• Information shown:

━━━━━━

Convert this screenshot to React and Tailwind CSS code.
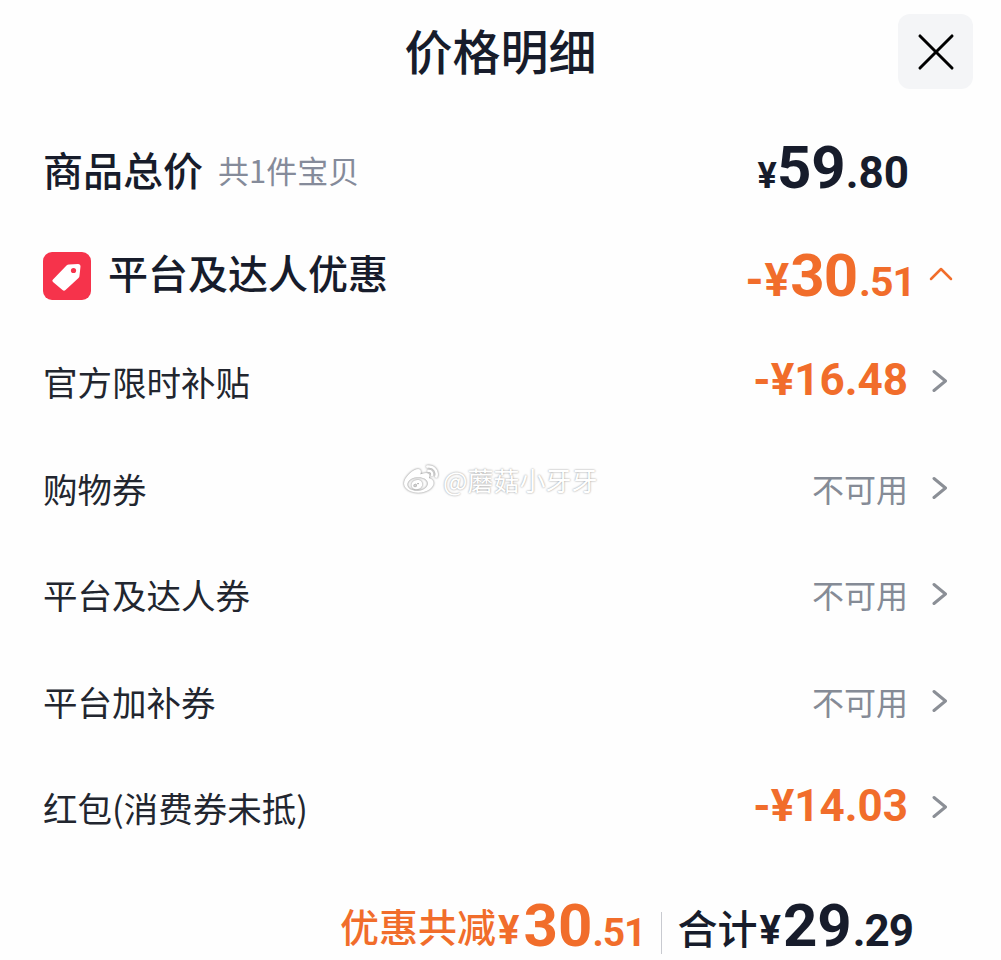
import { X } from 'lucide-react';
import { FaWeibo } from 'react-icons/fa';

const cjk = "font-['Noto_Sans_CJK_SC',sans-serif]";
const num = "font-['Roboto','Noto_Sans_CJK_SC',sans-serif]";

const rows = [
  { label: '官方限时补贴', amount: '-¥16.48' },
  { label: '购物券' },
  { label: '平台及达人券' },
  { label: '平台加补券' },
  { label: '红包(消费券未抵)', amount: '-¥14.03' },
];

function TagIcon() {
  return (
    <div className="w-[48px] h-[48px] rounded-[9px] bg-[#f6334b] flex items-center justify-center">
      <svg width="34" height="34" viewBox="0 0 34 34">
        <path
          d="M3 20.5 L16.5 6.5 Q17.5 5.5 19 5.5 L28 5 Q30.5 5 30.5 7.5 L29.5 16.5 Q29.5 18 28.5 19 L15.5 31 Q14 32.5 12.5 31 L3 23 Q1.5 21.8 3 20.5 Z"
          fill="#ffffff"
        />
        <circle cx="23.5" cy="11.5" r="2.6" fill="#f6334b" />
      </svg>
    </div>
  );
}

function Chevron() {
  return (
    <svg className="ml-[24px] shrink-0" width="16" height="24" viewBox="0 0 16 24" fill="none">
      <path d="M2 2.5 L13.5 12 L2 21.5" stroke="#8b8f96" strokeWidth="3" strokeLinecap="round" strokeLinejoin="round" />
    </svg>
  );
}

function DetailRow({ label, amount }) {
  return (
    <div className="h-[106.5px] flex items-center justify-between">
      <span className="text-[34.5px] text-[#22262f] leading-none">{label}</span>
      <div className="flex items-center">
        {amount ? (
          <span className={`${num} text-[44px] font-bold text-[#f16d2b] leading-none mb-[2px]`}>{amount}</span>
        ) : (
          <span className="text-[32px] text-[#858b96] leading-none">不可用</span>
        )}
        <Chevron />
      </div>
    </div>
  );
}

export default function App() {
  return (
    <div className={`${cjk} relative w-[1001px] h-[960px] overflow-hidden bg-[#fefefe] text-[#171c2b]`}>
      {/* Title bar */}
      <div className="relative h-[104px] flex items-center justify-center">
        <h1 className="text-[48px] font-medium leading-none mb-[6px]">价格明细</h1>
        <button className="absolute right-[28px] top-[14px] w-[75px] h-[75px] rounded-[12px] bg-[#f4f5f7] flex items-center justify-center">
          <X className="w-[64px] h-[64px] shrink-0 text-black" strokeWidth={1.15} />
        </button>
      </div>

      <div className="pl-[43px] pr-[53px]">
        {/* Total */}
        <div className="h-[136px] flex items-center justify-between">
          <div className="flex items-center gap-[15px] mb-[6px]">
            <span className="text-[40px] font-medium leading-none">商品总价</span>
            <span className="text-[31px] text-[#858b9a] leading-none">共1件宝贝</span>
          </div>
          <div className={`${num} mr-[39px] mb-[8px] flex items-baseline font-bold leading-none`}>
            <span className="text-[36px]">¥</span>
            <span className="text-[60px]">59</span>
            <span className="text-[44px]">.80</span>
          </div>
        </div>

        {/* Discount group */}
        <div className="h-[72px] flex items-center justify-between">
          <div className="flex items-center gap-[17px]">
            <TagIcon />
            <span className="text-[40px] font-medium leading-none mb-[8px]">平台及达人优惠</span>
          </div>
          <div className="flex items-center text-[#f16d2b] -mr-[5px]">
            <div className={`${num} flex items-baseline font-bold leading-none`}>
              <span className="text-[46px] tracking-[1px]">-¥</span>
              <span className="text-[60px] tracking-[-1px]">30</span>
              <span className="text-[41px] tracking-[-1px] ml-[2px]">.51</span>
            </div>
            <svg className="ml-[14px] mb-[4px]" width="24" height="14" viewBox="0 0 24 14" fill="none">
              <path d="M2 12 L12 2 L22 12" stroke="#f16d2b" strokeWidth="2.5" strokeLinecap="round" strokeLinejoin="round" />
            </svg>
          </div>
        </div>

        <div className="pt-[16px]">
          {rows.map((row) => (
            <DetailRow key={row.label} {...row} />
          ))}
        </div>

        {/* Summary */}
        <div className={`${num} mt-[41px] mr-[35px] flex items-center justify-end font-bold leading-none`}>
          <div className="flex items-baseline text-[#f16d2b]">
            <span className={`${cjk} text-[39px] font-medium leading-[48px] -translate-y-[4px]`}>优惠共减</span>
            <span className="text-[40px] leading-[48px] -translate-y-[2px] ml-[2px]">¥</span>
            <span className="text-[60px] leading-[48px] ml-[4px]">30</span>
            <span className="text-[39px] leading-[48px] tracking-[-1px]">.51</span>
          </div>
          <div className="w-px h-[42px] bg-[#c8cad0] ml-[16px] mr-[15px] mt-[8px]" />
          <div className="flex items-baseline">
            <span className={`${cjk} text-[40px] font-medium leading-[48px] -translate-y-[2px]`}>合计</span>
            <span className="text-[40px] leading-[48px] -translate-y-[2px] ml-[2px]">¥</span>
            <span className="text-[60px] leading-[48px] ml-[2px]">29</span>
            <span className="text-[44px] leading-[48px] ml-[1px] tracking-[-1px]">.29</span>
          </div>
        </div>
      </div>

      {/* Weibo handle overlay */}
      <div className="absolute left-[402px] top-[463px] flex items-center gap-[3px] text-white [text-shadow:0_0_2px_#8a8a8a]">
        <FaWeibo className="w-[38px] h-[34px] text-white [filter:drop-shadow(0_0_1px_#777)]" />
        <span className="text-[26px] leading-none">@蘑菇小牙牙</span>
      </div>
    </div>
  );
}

━━━━━━

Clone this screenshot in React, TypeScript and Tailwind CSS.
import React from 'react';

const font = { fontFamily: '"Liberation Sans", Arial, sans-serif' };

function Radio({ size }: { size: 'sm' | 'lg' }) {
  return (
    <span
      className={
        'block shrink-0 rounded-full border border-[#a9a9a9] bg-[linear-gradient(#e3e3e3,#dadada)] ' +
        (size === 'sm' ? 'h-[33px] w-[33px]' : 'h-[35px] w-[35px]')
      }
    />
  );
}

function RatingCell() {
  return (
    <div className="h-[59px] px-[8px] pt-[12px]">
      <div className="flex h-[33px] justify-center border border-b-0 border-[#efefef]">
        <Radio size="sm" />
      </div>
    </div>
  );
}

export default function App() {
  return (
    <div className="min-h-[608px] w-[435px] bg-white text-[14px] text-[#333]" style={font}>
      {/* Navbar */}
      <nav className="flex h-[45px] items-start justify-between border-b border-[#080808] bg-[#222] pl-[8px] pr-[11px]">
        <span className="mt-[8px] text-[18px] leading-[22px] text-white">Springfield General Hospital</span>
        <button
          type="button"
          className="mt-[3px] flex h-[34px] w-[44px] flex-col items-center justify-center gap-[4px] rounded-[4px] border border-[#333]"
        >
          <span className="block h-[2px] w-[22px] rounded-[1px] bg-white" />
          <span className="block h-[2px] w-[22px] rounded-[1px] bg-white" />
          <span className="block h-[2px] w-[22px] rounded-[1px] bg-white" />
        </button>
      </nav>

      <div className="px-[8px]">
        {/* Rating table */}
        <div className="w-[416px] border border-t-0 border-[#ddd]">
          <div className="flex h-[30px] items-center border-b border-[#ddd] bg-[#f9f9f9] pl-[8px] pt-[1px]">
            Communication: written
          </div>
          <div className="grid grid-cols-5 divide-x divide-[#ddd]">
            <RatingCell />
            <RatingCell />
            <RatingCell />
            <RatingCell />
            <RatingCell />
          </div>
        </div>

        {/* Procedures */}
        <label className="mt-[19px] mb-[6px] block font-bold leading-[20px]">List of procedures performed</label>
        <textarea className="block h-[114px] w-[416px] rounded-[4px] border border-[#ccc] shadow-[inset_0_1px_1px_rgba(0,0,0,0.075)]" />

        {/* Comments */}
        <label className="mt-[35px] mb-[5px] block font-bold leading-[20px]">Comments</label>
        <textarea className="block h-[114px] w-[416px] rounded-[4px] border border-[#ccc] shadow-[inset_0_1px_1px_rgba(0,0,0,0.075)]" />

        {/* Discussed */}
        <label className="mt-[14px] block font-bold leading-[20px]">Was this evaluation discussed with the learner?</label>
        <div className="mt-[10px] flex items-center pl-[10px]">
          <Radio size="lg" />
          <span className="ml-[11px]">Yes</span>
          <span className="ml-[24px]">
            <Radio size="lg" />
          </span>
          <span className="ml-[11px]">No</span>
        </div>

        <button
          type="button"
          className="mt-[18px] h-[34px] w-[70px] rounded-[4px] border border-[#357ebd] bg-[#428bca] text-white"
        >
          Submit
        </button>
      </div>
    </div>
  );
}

━━━━━━

• Task statement:
Review the preceding data and report every line that includes the string "Tailwind".

• Result below:
Convert this screenshot to React and Tailwind CSS code.
Clone this screenshot in React, TypeScript and Tailwind CSS.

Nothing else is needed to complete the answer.